**Raw data:**
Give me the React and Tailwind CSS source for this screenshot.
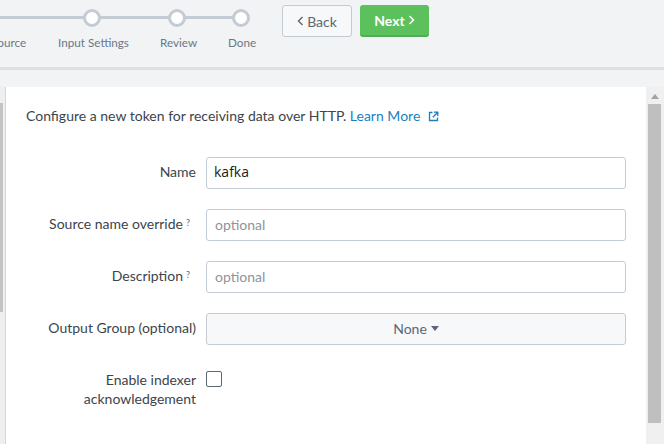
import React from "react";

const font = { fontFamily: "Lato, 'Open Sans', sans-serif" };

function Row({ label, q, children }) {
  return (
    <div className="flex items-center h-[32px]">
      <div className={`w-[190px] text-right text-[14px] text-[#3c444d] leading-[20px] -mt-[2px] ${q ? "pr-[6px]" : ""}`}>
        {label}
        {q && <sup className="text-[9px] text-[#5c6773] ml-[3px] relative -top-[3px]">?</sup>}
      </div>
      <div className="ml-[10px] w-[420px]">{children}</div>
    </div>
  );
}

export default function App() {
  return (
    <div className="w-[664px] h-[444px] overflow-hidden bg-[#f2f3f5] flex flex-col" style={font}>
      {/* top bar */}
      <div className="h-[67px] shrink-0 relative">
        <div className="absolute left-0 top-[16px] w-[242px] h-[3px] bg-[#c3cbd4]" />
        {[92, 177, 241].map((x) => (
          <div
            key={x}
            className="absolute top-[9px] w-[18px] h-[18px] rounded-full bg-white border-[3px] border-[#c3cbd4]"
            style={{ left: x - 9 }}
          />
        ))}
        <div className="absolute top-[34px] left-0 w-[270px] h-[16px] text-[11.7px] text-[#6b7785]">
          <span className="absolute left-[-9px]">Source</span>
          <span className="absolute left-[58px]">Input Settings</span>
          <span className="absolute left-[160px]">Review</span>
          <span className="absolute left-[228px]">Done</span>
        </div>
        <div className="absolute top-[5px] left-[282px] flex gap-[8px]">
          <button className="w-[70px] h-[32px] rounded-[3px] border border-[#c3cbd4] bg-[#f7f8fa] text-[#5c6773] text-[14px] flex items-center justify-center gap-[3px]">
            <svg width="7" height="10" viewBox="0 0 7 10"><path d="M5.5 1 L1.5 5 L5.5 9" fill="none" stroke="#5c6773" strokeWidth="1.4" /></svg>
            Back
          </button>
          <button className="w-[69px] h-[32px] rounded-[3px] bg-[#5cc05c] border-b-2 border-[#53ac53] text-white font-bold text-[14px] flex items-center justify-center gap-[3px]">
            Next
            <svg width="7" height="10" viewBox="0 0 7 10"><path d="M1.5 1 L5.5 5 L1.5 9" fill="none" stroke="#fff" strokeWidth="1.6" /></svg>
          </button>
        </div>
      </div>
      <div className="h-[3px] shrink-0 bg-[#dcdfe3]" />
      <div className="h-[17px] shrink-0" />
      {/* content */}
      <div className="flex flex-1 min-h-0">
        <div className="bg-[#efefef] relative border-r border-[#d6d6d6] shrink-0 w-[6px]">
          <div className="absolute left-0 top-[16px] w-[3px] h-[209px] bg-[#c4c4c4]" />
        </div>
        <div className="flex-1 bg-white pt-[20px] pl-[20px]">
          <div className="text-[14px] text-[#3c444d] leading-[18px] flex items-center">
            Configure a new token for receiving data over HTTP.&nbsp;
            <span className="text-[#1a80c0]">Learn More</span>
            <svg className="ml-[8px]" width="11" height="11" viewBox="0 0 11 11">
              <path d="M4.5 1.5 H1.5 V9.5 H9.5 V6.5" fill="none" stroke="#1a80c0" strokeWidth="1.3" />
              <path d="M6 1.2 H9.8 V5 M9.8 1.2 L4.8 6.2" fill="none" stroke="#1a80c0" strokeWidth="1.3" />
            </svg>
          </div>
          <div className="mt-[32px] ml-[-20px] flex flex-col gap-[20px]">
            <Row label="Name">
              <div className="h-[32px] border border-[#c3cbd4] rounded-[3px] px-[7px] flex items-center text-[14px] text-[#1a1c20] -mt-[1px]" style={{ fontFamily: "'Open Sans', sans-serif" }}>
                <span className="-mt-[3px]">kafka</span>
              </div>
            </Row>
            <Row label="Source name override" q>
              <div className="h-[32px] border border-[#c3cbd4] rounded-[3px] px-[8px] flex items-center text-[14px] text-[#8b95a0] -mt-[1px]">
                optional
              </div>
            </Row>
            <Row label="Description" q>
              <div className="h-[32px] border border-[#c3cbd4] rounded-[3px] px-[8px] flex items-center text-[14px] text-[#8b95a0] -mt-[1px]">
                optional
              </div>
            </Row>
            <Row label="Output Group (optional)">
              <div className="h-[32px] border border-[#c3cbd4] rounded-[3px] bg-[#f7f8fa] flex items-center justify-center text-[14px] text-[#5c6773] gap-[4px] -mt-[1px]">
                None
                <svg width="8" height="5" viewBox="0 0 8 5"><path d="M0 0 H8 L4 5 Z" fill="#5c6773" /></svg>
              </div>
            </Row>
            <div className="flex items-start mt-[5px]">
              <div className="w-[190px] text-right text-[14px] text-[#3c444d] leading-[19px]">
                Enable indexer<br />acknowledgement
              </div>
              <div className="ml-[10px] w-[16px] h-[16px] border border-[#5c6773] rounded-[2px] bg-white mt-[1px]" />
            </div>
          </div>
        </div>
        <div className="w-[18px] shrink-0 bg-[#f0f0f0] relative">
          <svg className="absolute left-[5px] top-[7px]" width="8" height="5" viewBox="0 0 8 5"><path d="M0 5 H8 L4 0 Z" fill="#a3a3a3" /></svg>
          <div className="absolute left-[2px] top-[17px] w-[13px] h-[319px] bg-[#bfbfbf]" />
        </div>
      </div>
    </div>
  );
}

**To do:** Repeat the data above exactly, but not the pictures.

**Solution to the problem:**
Give me the React and Tailwind CSS source for this screenshot.
import React from "react";

const font = { fontFamily: "Lato, 'Open Sans', sans-serif" };

function Row({ label, q, children }) {
  return (
    <div className="flex items-center h-[32px]">
      <div className={`w-[190px] text-right text-[14px] text-[#3c444d] leading-[20px] -mt-[2px] ${q ? "pr-[6px]" : ""}`}>
        {label}
        {q && <sup className="text-[9px] text-[#5c6773] ml-[3px] relative -top-[3px]">?</sup>}
      </div>
      <div className="ml-[10px] w-[420px]">{children}</div>
    </div>
  );
}

export default function App() {
  return (
    <div className="w-[664px] h-[444px] overflow-hidden bg-[#f2f3f5] flex flex-col" style={font}>
      {/* top bar */}
      <div className="h-[67px] shrink-0 relative">
        <div className="absolute left-0 top-[16px] w-[242px] h-[3px] bg-[#c3cbd4]" />
        {[92, 177, 241].map((x) => (
          <div
            key={x}
            className="absolute top-[9px] w-[18px] h-[18px] rounded-full bg-white border-[3px] border-[#c3cbd4]"
            style={{ left: x - 9 }}
          />
        ))}
        <div className="absolute top-[34px] left-0 w-[270px] h-[16px] text-[11.7px] text-[#6b7785]">
          <span className="absolute left-[-9px]">Source</span>
          <span className="absolute left-[58px]">Input Settings</span>
          <span className="absolute left-[160px]">Review</span>
          <span className="absolute left-[228px]">Done</span>
        </div>
        <div className="absolute top-[5px] left-[282px] flex gap-[8px]">
          <button className="w-[70px] h-[32px] rounded-[3px] border border-[#c3cbd4] bg-[#f7f8fa] text-[#5c6773] text-[14px] flex items-center justify-center gap-[3px]">
            <svg width="7" height="10" viewBox="0 0 7 10"><path d="M5.5 1 L1.5 5 L5.5 9" fill="none" stroke="#5c6773" strokeWidth="1.4" /></svg>
            Back
          </button>
          <button className="w-[69px] h-[32px] rounded-[3px] bg-[#5cc05c] border-b-2 border-[#53ac53] text-white font-bold text-[14px] flex items-center justify-center gap-[3px]">
            Next
            <svg width="7" height="10" viewBox="0 0 7 10"><path d="M1.5 1 L5.5 5 L1.5 9" fill="none" stroke="#fff" strokeWidth="1.6" /></svg>
          </button>
        </div>
      </div>
      <div className="h-[3px] shrink-0 bg-[#dcdfe3]" />
      <div className="h-[17px] shrink-0" />
      {/* content */}
      <div className="flex flex-1 min-h-0">
        <div className="bg-[#efefef] relative border-r border-[#d6d6d6] shrink-0 w-[6px]">
          <div className="absolute left-0 top-[16px] w-[3px] h-[209px] bg-[#c4c4c4]" />
        </div>
        <div className="flex-1 bg-white pt-[20px] pl-[20px]">
          <div className="text-[14px] text-[#3c444d] leading-[18px] flex items-center">
            Configure a new token for receiving data over HTTP.&nbsp;
            <span className="text-[#1a80c0]">Learn More</span>
            <svg className="ml-[8px]" width="11" height="11" viewBox="0 0 11 11">
              <path d="M4.5 1.5 H1.5 V9.5 H9.5 V6.5" fill="none" stroke="#1a80c0" strokeWidth="1.3" />
              <path d="M6 1.2 H9.8 V5 M9.8 1.2 L4.8 6.2" fill="none" stroke="#1a80c0" strokeWidth="1.3" />
            </svg>
          </div>
          <div className="mt-[32px] ml-[-20px] flex flex-col gap-[20px]">
            <Row label="Name">
              <div className="h-[32px] border border-[#c3cbd4] rounded-[3px] px-[7px] flex items-center text-[14px] text-[#1a1c20] -mt-[1px]" style={{ fontFamily: "'Open Sans', sans-serif" }}>
                <span className="-mt-[3px]">kafka</span>
              </div>
            </Row>
            <Row label="Source name override" q>
              <div className="h-[32px] border border-[#c3cbd4] rounded-[3px] px-[8px] flex items-center text-[14px] text-[#8b95a0] -mt-[1px]">
                optional
              </div>
            </Row>
            <Row label="Description" q>
              <div className="h-[32px] border border-[#c3cbd4] rounded-[3px] px-[8px] flex items-center text-[14px] text-[#8b95a0] -mt-[1px]">
                optional
              </div>
            </Row>
            <Row label="Output Group (optional)">
              <div className="h-[32px] border border-[#c3cbd4] rounded-[3px] bg-[#f7f8fa] flex items-center justify-center text-[14px] text-[#5c6773] gap-[4px] -mt-[1px]">
                None
                <svg width="8" height="5" viewBox="0 0 8 5"><path d="M0 0 H8 L4 5 Z" fill="#5c6773" /></svg>
              </div>
            </Row>
            <div className="flex items-start mt-[5px]">
              <div className="w-[190px] text-right text-[14px] text-[#3c444d] leading-[19px]">
                Enable indexer<br />acknowledgement
              </div>
              <div className="ml-[10px] w-[16px] h-[16px] border border-[#5c6773] rounded-[2px] bg-white mt-[1px]" />
            </div>
          </div>
        </div>
        <div className="w-[18px] shrink-0 bg-[#f0f0f0] relative">
          <svg className="absolute left-[5px] top-[7px]" width="8" height="5" viewBox="0 0 8 5"><path d="M0 5 H8 L4 0 Z" fill="#a3a3a3" /></svg>
          <div className="absolute left-[2px] top-[17px] w-[13px] h-[319px] bg-[#bfbfbf]" />
        </div>
      </div>
    </div>
  );
}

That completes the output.